Think Like a Man: There are so few good roles for black actors in mainstream productions that even cheap-looking ensem-romcoms like this one can attract a deep roster of talented, attractive, and/or appealing performers: Taraji P. Henson, Regina Hall, Michael Ealy, Romany Malco, 30 Rock's Sherri Shepherd, stand-up comic Kevin Hart, black-ensemble-movie mainstay Gabrielle Union, future Gabrielle Union Meagan Good, and, ugh, Chris Brown, apparently in a hilarious cameo as a love-em-and-leave-em player. As long as we're thinking it's okay to hire abusive, delusional nonactor Chris Brown for movies, why don't we just include some winking references to his unhinged-asshole persona while we're at it?
Besides Brown, the biggest detriments working against that cast of people I'd see in a movie are less directly present, at least visually. First, there's Steve Harvey, whose self-branding as a sassily practical advice guru seems to drive the story; rather than using advice-book examples to inspire even-more-fictional situations, the characters in the movie are aware (and presumably in awe) of Harvey's best-seller and, based on the trailer, spend at least a few minutes explaining it to each other in between Harvey explaining it to everyone on staged talk-show appearances. I'm not sure why I find this off-putting—maybe sort of a don't-quit-your-day-job-except-you're-kinda-unfunny-at-your-day-job-too thing with Harvey, probably the weakest of the Kings of Comedy, offhand.
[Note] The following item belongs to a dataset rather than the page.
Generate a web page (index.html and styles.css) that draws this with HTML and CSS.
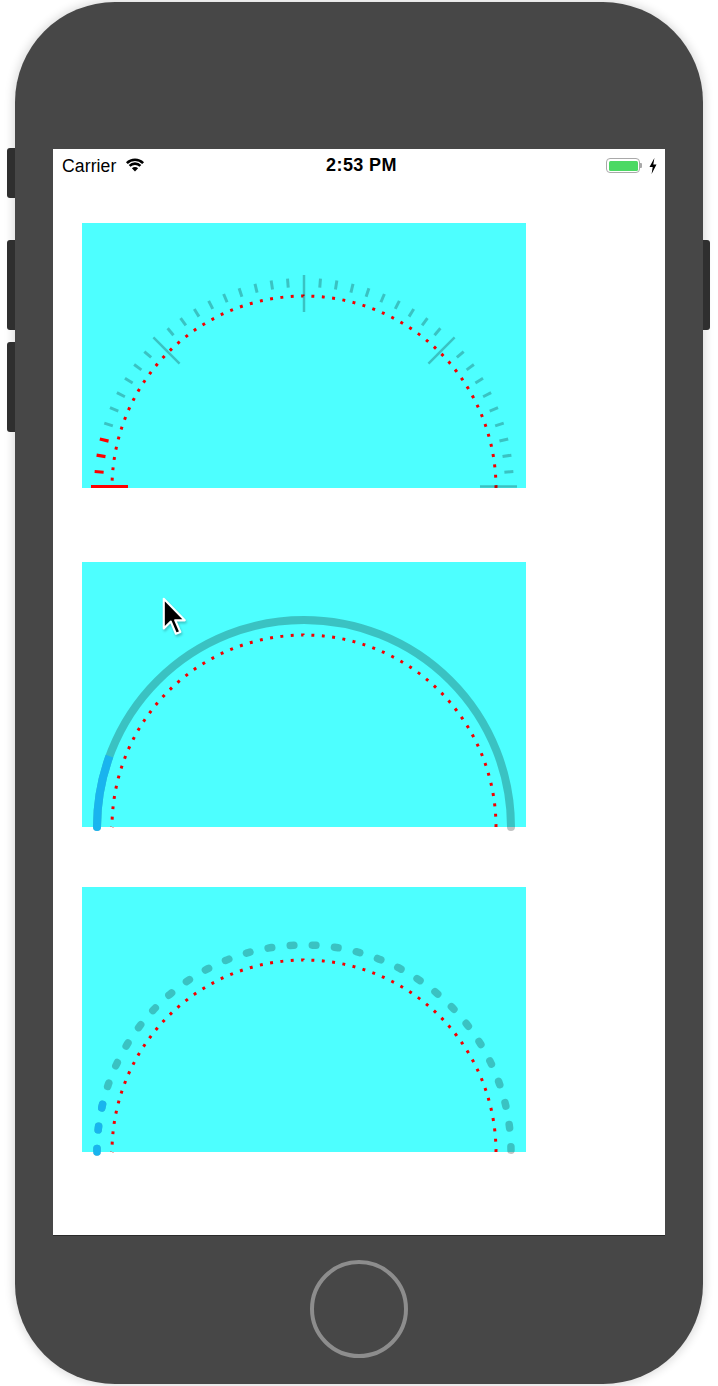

The other point against is visible if you look closer: director Tim Story, who made the charming Barbershop and the less charming Fantastic Four series. Although Think Like a Man reps a return to light comedy after his work as Fox's go-to action director who doesn't know how to direct action, it looks astonishingly cheap in the trailers—more like the stretched budget of Story's woeful action-comedy Taxi than, you know, attractive actors well-lit. [Taxi was among the very first movies I reviewed for The L. I advised: "Don't Tax-see this movie, because it Tax-sucks." -Ed.]
Chimpanzee: I'm sure the chimps in this movie are adorable, but once you've seen a chimp play hockey, watching them in the wild just isn't as exciting anymore. If anyone would like to test this theory, my VHS copy of MVP is available for borrowing.
The Moth Diaries: If I see any movie released this weekend, it will probably be Mary Harron's boarding-school horror movie, if only to encourage Mary Harron to make more movies [I don't think it's really up to her but I get your meaning. -Ed.] and to encourage more horror movies to be directed by cool people. Violet Lucca says it's not great, but says it has some visual kick, which I'm guessing many of the other weekend's releases lack.